Holding on for dear life.


  1. I expect you know I’ll take a different stance on this! When I was at school way back in the early 80s (I’m currently 44) we did 1 hours Religious education a week. I’m not going to deny, I enjoyed it. The teacher was a good man, who made the stories sound interesting, battles, David and Goliath and such. I recall getting a good mark in the exam and he implored me to stay on in the following years and study it more. Back then you studied everything then after the first year of upper school decided on which subjects you wanted to stick with and liked, maths, english and at least one science being compulsory. As much as I liked religious education I realised I liked actually history more, it had more to get your teeth into, more facts and was more tangible. It was a shame in some respects as the teacher was one of my favourites, a noble man, a great sense of humour and a warmth rarely seen in the other teachers, he understood my decision and accepted it. I also recall (you’re making me take a trip down foggy memory lane) my friend called Darren. He was a Jehovah’s Witness and during religious education had to sit at the back and read his own bible, I remember watching him looking lonely and underlining phrases and verses in it with a highlighter pen, unable to join in on his parents order with the rest of us. I bumped into him some years ago, he’s no longer a Jehovah’s Witness and is happily married.

    I think they teach religion nowadays under the heading of cultural studies, so I’ve been told though schools may vary, and of course we have different faith schools. Personally I think schools should be secular in nature and children made to concentrate on more core subjects. I don’t think we should exclude religion but I think we should (and I think they do) put it in with studying other faiths under cultural studies. I’m guessing its hard in some schools to teach one religion above others as some parts of England are very multicultural and diverse, so if you address one faith you’ll have to address them all to be fair.

    Religion in my view should be covered at school but not preached. After all you can’t argue that Christian kids get plenty of bible studay either at home, in church or church related classes or groups, same goes for other faiths. That said is there any need to bring faiths into schools unless they are specific faith schools? It’s never a good idea to say to children ‘Look, this is how it is’ and that’s it, there should be choice and reasoning and let them decide what they believe. Creationism is pure folly because it is merely a belief, Darwinism and natural selection are theories but again not etched in stone, though I would go with the latter because it has more evidence and makes more sense. Children should be presented with all options ideally, so they can review the evidence and come to their own conclusions and choices, to me individuality is everything.
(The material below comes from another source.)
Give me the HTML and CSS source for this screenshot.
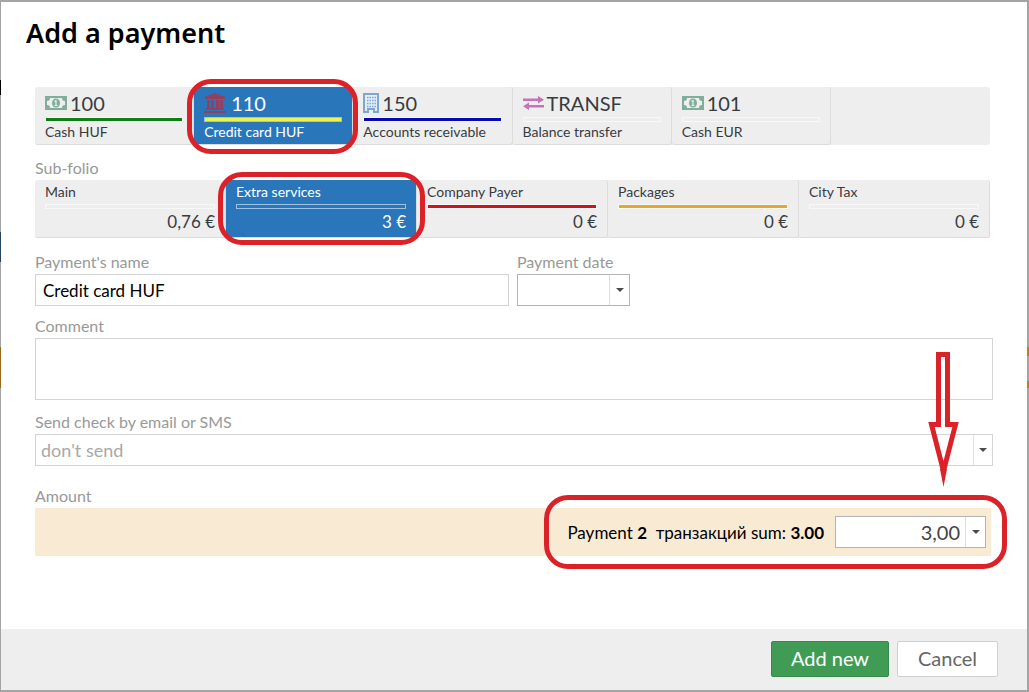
FILE: index.html
```html
<!DOCTYPE html>
<html lang="en">
<head>
    <meta charset="utf-8">
    <meta name="viewport" content="width=device-width, initial-scale=1">
    <title>Add a payment</title>
    <link rel="stylesheet" href="styles.css">
</head>
<body>
<form class="modal">
    <h1 class="title">Add a payment</h1>
    <div class="content">
        <div class="tiles accounts">
            <button type="button" class="tile">
                <span class="code">
                    <svg width="22" height="14" viewBox="0 0 22 14"><path fill="#7fae9c" fill-rule="evenodd" d="M0 0h22v14H0zM5 2a3 3 0 0 1-3 3v4a3 3 0 0 1 3 3h12a3 3 0 0 1 3-3V5a3 3 0 0 1-3-3z"/><ellipse cx="11" cy="7" rx="4" ry="4.5" fill="#7fae9c"/><path d="M9.5 5.5l1.5-1v5M9.5 9.5h3" fill="none" stroke="#eee" stroke-width="1.2"/></svg>
                    100
                </span>
                <span class="bar green"></span>
                <span class="name">Cash HUF</span>
            </button>
            <button type="button" class="tile selected marked" aria-pressed="true">
                <span class="code wide">
                    <svg width="22" height="20" viewBox="0 0 22 20" fill="#91405f"><path d="M11 0l10 4v2H1V4zM3 7h3v8H3zM7 7h3v8H7zM12 7h3v8h-3zM16 7h3v8h-3zM2 15h18v2H2zM0 18h22v2H0z"/></svg>
                    110
                </span>
                <span class="bar yellow"></span>
                <span class="name">Credit card HUF</span>
            </button>
            <button type="button" class="tile">
                <span class="code">
                    <svg width="16" height="20" viewBox="0 0 16 20"><path d="M1 1h14v18h-4v-3H5v3H1z" fill="#e4eef7" stroke="#7ba7d1" stroke-width="2"/><path d="M4 4.500h9M4 7.500h9M4 10.500h9M4 13.500h9" stroke="#7ba7d1" stroke-width="1.500" stroke-dasharray="1.500 1"/></svg>
                    150
                </span>
                <span class="bar blue"></span>
                <span class="name">Accounts receivable</span>
            </button>
            <button type="button" class="tile">
                <span class="code">
                    <svg width="21" height="14" viewBox="0 0 21 14" fill="#c673b5"><path d="M0 2.500h15V0l6 3.800-6 3.700V5H0zM21 9H6V6.500L0 10.200 6 14v-2.500h15z"/></svg>
                    TRANSF
                </span>
                <span class="bar"></span>
                <span class="name">Balance transfer</span>
            </button>
            <button type="button" class="tile">
                <span class="code">
                    <svg width="22" height="14" viewBox="0 0 22 14"><path fill="#7fae9c" fill-rule="evenodd" d="M0 0h22v14H0zM5 2a3 3 0 0 1-3 3v4a3 3 0 0 1 3 3h12a3 3 0 0 1 3-3V5a3 3 0 0 1-3-3z"/><ellipse cx="11" cy="7" rx="4" ry="4.5" fill="#7fae9c"/><path d="M9.5 5.5l1.5-1v5M9.5 9.5h3" fill="none" stroke="#eee" stroke-width="1.2"/></svg>
                    101
                </span>
                <span class="bar"></span>
                <span class="name">Cash EUR</span>
            </button>
        </div>

        <div class="label folio-label" id="folio">Sub-folio</div>
        <div class="tiles folios" role="group" aria-labelledby="folio">
            <button type="button" class="tile">
                <span class="name">Main</span>
                <span class="bar"></span>
                <span class="sum">0,76 €</span>
            </button>
            <button type="button" class="tile selected marked" aria-pressed="true">
                <span class="name">Extra services</span>
                <span class="bar"></span>
                <span class="sum">3 €</span>
            </button>
            <button type="button" class="tile">
                <span class="name">Company Payer</span>
                <span class="bar red"></span>
                <span class="sum">0 €</span>
            </button>
            <button type="button" class="tile">
                <span class="name">Packages</span>
                <span class="bar orange"></span>
                <span class="sum">0 €</span>
            </button>
            <button type="button" class="tile">
                <span class="name">City Tax</span>
                <span class="bar"></span>
                <span class="sum">0 €</span>
            </button>
        </div>

        <div class="row">
            <div class="field payment-name">
                <label class="label" for="payment-name">Payment's name</label>
                <input class="box" id="payment-name" type="text" value="Credit card HUF">
            </div>
            <div class="field">
                <label class="label" for="payment-date">Payment date</label>
                <div class="combo date">
                    <input id="payment-date" type="text">
                    <button type="button" class="drop" aria-label="Choose date"></button>
                </div>
            </div>
        </div>

        <div class="field comment">
            <label class="label" for="comment">Comment</label>
            <textarea class="box" id="comment"></textarea>
        </div>

        <div class="field send">
            <label class="label" for="send">Send check by email or SMS</label>
            <div class="select">
                <select class="box" id="send">
                    <option>don't send</option>
                    <option>email</option>
                    <option>SMS</option>
                </select>
            </div>
        </div>

        <div class="field amount">
            <label class="label" for="amount">Amount</label>
            <div class="strip">
                <div class="total">
                    <svg class="arrow" width="32" height="136" viewBox="0 0 32 136"><path d="M10.500 3.500h9v70h8L15.500 120 3.500 73.500h7z" fill="none" stroke="#dc2229" stroke-width="5" stroke-miterlimit="10"/><path d="M12 118h7l-3.500 18z" fill="#dc2229"/></svg>
                    <span>Payment <b>2</b>&nbsp; транзакций sum: <b>3.00</b></span>
                    <div class="combo sum-input">
                        <input id="amount" type="text" value="3,00">
                        <button type="button" class="drop" aria-label="Choose amount"></button>
                    </div>
                </div>
            </div>
        </div>
    </div>
    <div class="footer">
        <button type="submit" class="btn add">Add new</button>
        <button type="button" class="btn cancel">Cancel</button>
    </div>
</form>
</body>
</html>
```
FILE: styles.css
```css
* {
    box-sizing: border-box;
}

/* edges of the page left visible around the dialog */
body {
    margin: 0;
    min-height: 100vh;
    padding: 2px 2px 2px 1px;
    display: flex;
    font-family: Lato, "Noto Sans", sans-serif;
    font-size: 15px;
    color: #383c3f;
    background:
        linear-gradient(#9a681a, #9a681a) 0 347px / 1px 41px no-repeat,
        linear-gradient(#24445f, #24445f) 0 232px / 1px 30px no-repeat,
        linear-gradient(#000, #000) 0 80px / 1px 15px no-repeat,
        linear-gradient(#c57d10, #c57d10) 100% 347px / 2px 9px no-repeat,
        linear-gradient(#c57d10, #c57d10) 100% 381px / 2px 7px no-repeat,
        #a4a4a4;
}

button, input, textarea, select {
    font: inherit;
    color: inherit;
    margin: 0;
}

.modal {
    flex: 1;
    display: flex;
    flex-direction: column;
    background: #fff;
}

.title {
    margin: 0;
    padding: 12px 25px 0;
    font: 600 27px/38px "Noto Sans", "Open Sans", sans-serif;
    color: #000;
}

.content {
    flex: 1;
    padding: 35px 34px 24px;
}

.tiles {
    display: grid;
    height: 58px;
    margin-right: 3px;
    background: #eee;
    border-radius: 3px;
}

.accounts {
    grid-template-columns: repeat(6, 1fr);
}

.folios {
    grid-template-columns: repeat(5, 1fr);
}

.tile {
    position: relative;
    display: flex;
    flex-direction: column;
    justify-content: flex-start;
    padding: 4px 10px 0;
    border: 0;
    border-right: 1px solid #dcdcdc;
    border-bottom: 1px solid #dcdcdc;
    border-radius: 3px;
    background: #eee;
    text-align: left;
    white-space: nowrap;
}

.folios .tile {
    padding-top: 2px;
}

.tile.selected {
    background: #2a76bb;
    color: #fff;
}

/* red outline round the chosen tile */
.marked::after {
    content: "";
    position: absolute;
    z-index: 1;
    inset: -8px -6px -10px -7px;
    border: 5px solid #dc2229;
    border-radius: 24px;
}

.folios .marked::after {
    inset: -8px -9px -8px -8px;
}

.code {
    display: flex;
    align-items: center;
    gap: 3px;
    font-size: 20px;
    line-height: 24px;
}

.code.wide {
    gap: 5px;
}

.bar {
    height: 5px;
    margin: 2px 0 0;
    border: 1px solid #f8f8f8;
}

.selected .bar {
    border-color: #9cc2e5;
}

.bar.green { background: #0f7d16; }
.bar.yellow { background: #edf24c; }
.bar.blue { background: #0707b4; }
.bar.red { background: #c9151b; }
.bar.orange { background: #e5a82f; }

.name {
    font-size: 14px;
    line-height: 20px;
}

.sum {
    font-size: 17px;
    line-height: 26px;
    text-align: right;
}

.label {
    display: block;
    padding-bottom: 2px;
    font-size: 16px;
    line-height: 20px;
    color: #999;
}

.folio-label {
    margin-top: 13px;
}

.row {
    display: flex;
    gap: 8px;
    margin-top: 14px;
}

.payment-name {
    flex: 0 1 474px;
}

.box {
    display: block;
    width: 100%;
    height: 32px;
    padding: 0 7px;
    border: 1px solid #d4d4d4;
    border-radius: 0;
    background: #fff;
    font-size: 17px;
    color: #000;
}

.comment {
    margin-top: 10px;
}

textarea.box {
    height: 62px;
    resize: none;
}

.send {
    margin-top: 12px;
}

.select {
    position: relative;
}

select.box {
    appearance: none;
    padding: 0 5px;
    background: linear-gradient(#e2e2e2, #e2e2e2) right 18px top / 1px 100% no-repeat #fff;
    font-size: 18px;
    color: #a8a8a8;
}

.drop::after, .select::after {
    content: "";
    display: block;
    width: 0;
    border: 4px solid transparent;
    border-top-color: #4a4a4a;
    border-bottom: 0;
}

.select::after {
    position: absolute;
    right: 6px;
    top: 14px;
    pointer-events: none;
}

.combo {
    display: flex;
    height: 32px;
    border: 1px solid #b4b4b4;
    background: #fff;
}

.combo input {
    flex: 1;
    min-width: 0;
    padding: 0 5px;
    border: 0;
    background: none;
}

.date {
    width: 113px;
}

.drop {
    display: flex;
    align-items: center;
    justify-content: center;
    width: 20px;
    padding: 0;
    border: 0;
    border-left: 1px solid #ddd;
    background: none;
}

.amount {
    margin-top: 20px;
}

.strip {
    display: flex;
    justify-content: flex-end;
    align-items: center;
    height: 48px;
    margin-right: 2px;
    padding-right: 5px;
    background: #f9ebd3;
}

.total {
    position: relative;
    display: flex;
    align-items: center;
    gap: 11px;
    font-size: 17px;
    color: #000;
}

.total::before {
    content: "";
    position: absolute;
    inset: -21px -21px -21px -23px;
    border: 5px solid #dc2229;
    border-radius: 24px;
    pointer-events: none;
}

.arrow {
    position: absolute;
    right: 26px;
    bottom: 61px;
    pointer-events: none;
}

.sum-input {
    width: 151px;
    color: #444;
    font-size: 20px;
}

.sum-input input {
    text-align: right;
}

.footer {
    display: flex;
    justify-content: flex-end;
    gap: 8px;
    padding: 12px 29px 13px;
    background: #eee;
}

.btn {
    height: 36px;
    padding: 0 0 2px;
    border: 1px solid #d0d0d0;
    border-radius: 2px;
    font-size: 20px;
    line-height: 30px;
}

.add {
    width: 118px;
    border-color: #35894a;
    background: #409c55;
    color: #fff;
}

.cancel {
    width: 101px;
    background: #fff;
    color: #666;
}
```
    1. Two things: First, I don’t want to spread religion. Paul the Apostle himself continued to be a practicing Jew even while preaching what he called The Way. The faith which Jesus has brought cannot be a religion since a person could not adhere to two religions at once. This is why JW’s are not Christians because they adhere to a religion of their own making. A person could not be both a JW and a practicing Jew simultaneously.
      The second thing is that I do not expect any secular institution to teach faith in Christ. If they did, they would mess it up as in your experience. I do, however, expect that anyone who professes faith in Christ regardless of their situation or station in life share the good news that his kingdom has begun and is coming.
      The lives of the kids at my daughter’s school are unraveling. Whatever you believe, they need rescuing. I can personally attest to the power of the gospel to accomplish just that.
      Thanks for your comments. Glad to see that you reupped.


  2. You said ‘I do, however, expect that anyone who professes faith in Christ regardless of their situation or station in life share the good news that his kingdom has begun and is coming.’ Ok fair comment but we can both agree there is a time and a place to do this, not the playground, classroom or street. otherwise it’s pushy. The local Evangelicals do it in the street and label people walking past, that just isn’t right at all, JW’s bring it to your doorstep and they aren’t even a religion in my view, more a cult and they can be very unreasonable when presented with counter facts. You’ve mentioned in the past kids crave religion but I think they only crave it in the sense kids might crave Harry Potter or Star Wars, it’s fantasy, it appeals and even as adults we like our flights of fancy, our daydreams and moments from reality. Its not my place to tell you how to bring up your kids but remember they are individuals that should be presented with the whole panoply of what is out there, then they can decide.

    If I had a kid and they grew up and said ‘Look dad, I’m really into my christianity’ then I’d respect it. Truth? I’d be disappointed but love is unconditional and as long as they were happy then that would be all that mattered, it wouldn’t be for me to foist my atheist/humanist views on them really would it? I’d be happy to discuss stuff with them but ultimately the decision would be theirs. This is my big bone of contention with religion, the indoctrination, the sowing of seeds at an impressionable time in order to dominate the kids thinking, in effect to brain wash. I’m not for one second levelling those accusations at you, as I’d like to think you’re smarter than that and more open minded but I’m sure you see my point.


    1. Hi, hobbit-humanist. I enjoyed reading the exchange between you and our pastor. I had to smile when I got to the part about how he raises his kids. You most definitely discerned that right! The daughter he mentioned in his post is my daughters friend and I would have to say she is one of the strongest minded, most independent thinking, and delightful girls around. She most definitely was raised with respect to her individuality (as are all their kids). And at 17 she is one very together young lady. She has chosen and embraced Christianity, but you would only have to talk to her about it for a few minutes to realize that it’s her decision 100% and not something pushed on her or that she choose to gain approval or acceptance from her parents. She was always accepted so no need to gain it. As a Christian and a parent myself, I believe that it is actually impossible to force a decision to believe in God, or in Christ as divine, on my children. I agree with you that many Christians do try to force their children to make the same choices they have religiously, but it just doesn’t work and in fact a lot of times has the opposite effect of the one the parents. desired.


      1. Thanks, Ginger, for your input. I think it all goes back to my post, “What Works.” Following Jesus works. It just does. If that’s the case, people should pause to consider whether it transcends purely human origins.